L’an dernier, sur 178 missionnaires tombés au champ d’honneur, il y en avait 86 qui appartenaient à la France, et des 92 autres de toutes nations 12 seulement venaient des pays de langue anglaise. Dans ce Canada qu’on dit pays de langue anglaise qui évangélise encore aujourd’hui les sauvages de l’Ouest, sinon des prêtres français et canadiens-français? Les prêtres irlandais sont dans de bonnes paroisses qui n’ont pas besoin de la Propagation de la Foi; s’il y en avait un plus grand nombre dans les missions, ils recevraient leur part comme les autres.

 

On dit encore que les fonds des missions sont distribués par une nation infidèle. Comment peut-on appeler nation infidèle celle qui souscrit au soutien des œuvres de foi? Sur 6,000,000 de francs, en 1910, la France a donné à la Propagation de la Foi 3,082,131 francs. Et ce n’est pas pour être dépensés en France qu’elle les donne. Elle les donne pour sauver les âmes des peuplades lointaines. Comme cette générosité contraste étrangement avec l’égoïsme mesquin de l’auteur de notre brochure, qui propose que l’argent anglais serve exclusivement aux Anglais! Autant dire qu’il y aura dans le monde deux Eglises catholiques, l’une qui comprendra les pays de langue anglaise et l’autre, tous les autres pays.

 

Qui a bien pu nourrir une conception aussi étroite et aussi peu chrétienne? La brochure ne porte ni nom d’auteur, ni nom d’imprimeur. Mais elle vient certainement d’Irlande. Cela se voit à la lecture, se devine derrière les mots. Quelqu’un de ce continent n’aurait pas parlé de nos voisins d’Outre-Manche”. D’ailleurs, l’exemplaire authentique que possède la Revue Franco-Américainea été mis à la porte à Mont Mollick, Queen’s Co.
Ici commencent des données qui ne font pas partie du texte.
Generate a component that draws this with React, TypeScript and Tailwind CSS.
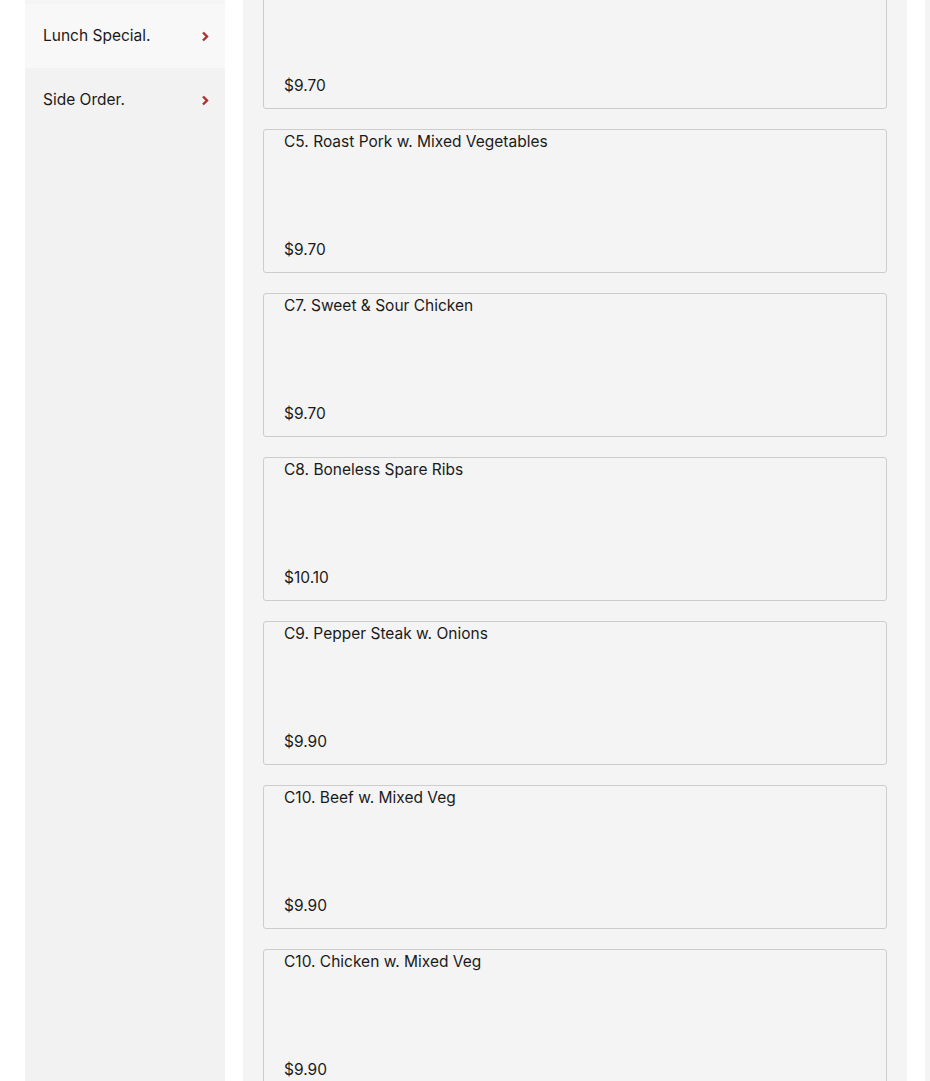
import React from "react";

const items = [
  { name: "", price: "$9.70" },
  { name: "C5. Roast Pork w. Mixed Vegetables", price: "$9.70" },
  { name: "C7. Sweet & Sour Chicken", price: "$9.70" },
  { name: "C8. Boneless Spare Ribs", price: "$10.10" },
  { name: "C9. Pepper Steak w. Onions", price: "$9.90" },
  { name: "C10. Beef w. Mixed Veg", price: "$9.90" },
  { name: "C10. Chicken w. Mixed Veg", price: "$9.90" },
];

function Chevron() {
  return (
    <svg width="8" height="11" viewBox="0 0 8 11" className="shrink-0">
      <path d="M2 1.5 L6 5.5 L2 9.5" fill="none" stroke="#b32d2d" strokeWidth="2.4" strokeLinecap="butt" strokeLinejoin="miter" />
    </svg>
  );
}

export default function App() {
  return (
    <div
      className="w-[930px] h-[1081px] overflow-hidden bg-white flex text-[#1a1a1a]"
      style={{ fontFamily: "Inter, 'Noto Sans', sans-serif" }}
    >
      <div className="ml-[25px] w-[200px] shrink-0 bg-[#f2f2f2] flex flex-col">
        <div className="h-[4px] bg-[#f5f5f5]" />
        <div className="h-[64px] bg-[#f8f8f8] flex items-center justify-between pl-[18px] pr-[16px]">
          <span className="text-[15.5px]">Lunch Special.</span>
          <Chevron />
        </div>
        <div className="h-[64px] bg-[#f2f2f2] flex items-center justify-between pl-[18px] pr-[16px]">
          <span className="text-[15.5px]">Side Order.</span>
          <Chevron />
        </div>
      </div>
      <div className="ml-[18px] w-[664px] shrink-0 bg-[#f4f4f4] px-[20px] overflow-hidden">
        <div className="-mt-[35px] flex flex-col gap-[20px]">
          {items.map((it, i) => (
            <div
              key={i}
              className="h-[144px] shrink-0 border border-[#cdcdcd] rounded-[3px] bg-[#f4f4f4] flex flex-col justify-between pl-[20px] pt-[2px] pb-[12px]"
            >
              <div className="text-[15.5px] leading-[20px]">{it.name}</div>
              <div className="text-[15.5px] leading-[20px]">{it.price}</div>
            </div>
          ))}
        </div>
      </div>
      <div className="ml-[18px] flex-1 bg-[#f4f4f4]" />
    </div>
  );
}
Irlande.

 

 

L’auteur de la brochure n’est peut-être pas de ces Irlandais dont se réclamait, l’autre jour, le Montréal Tribune”, et qui ne subordonnent jamais le catholicisme aux considérations de politique et de race, mais il est certainement de ces Irlandais dont M. Maxwell nous présente un spécimen dans son livre récent :  “Canada of to-day” et qui dit : Mieux vaut mille fois voter pour un Anglais orangiste que pour un Canadien-français catholique.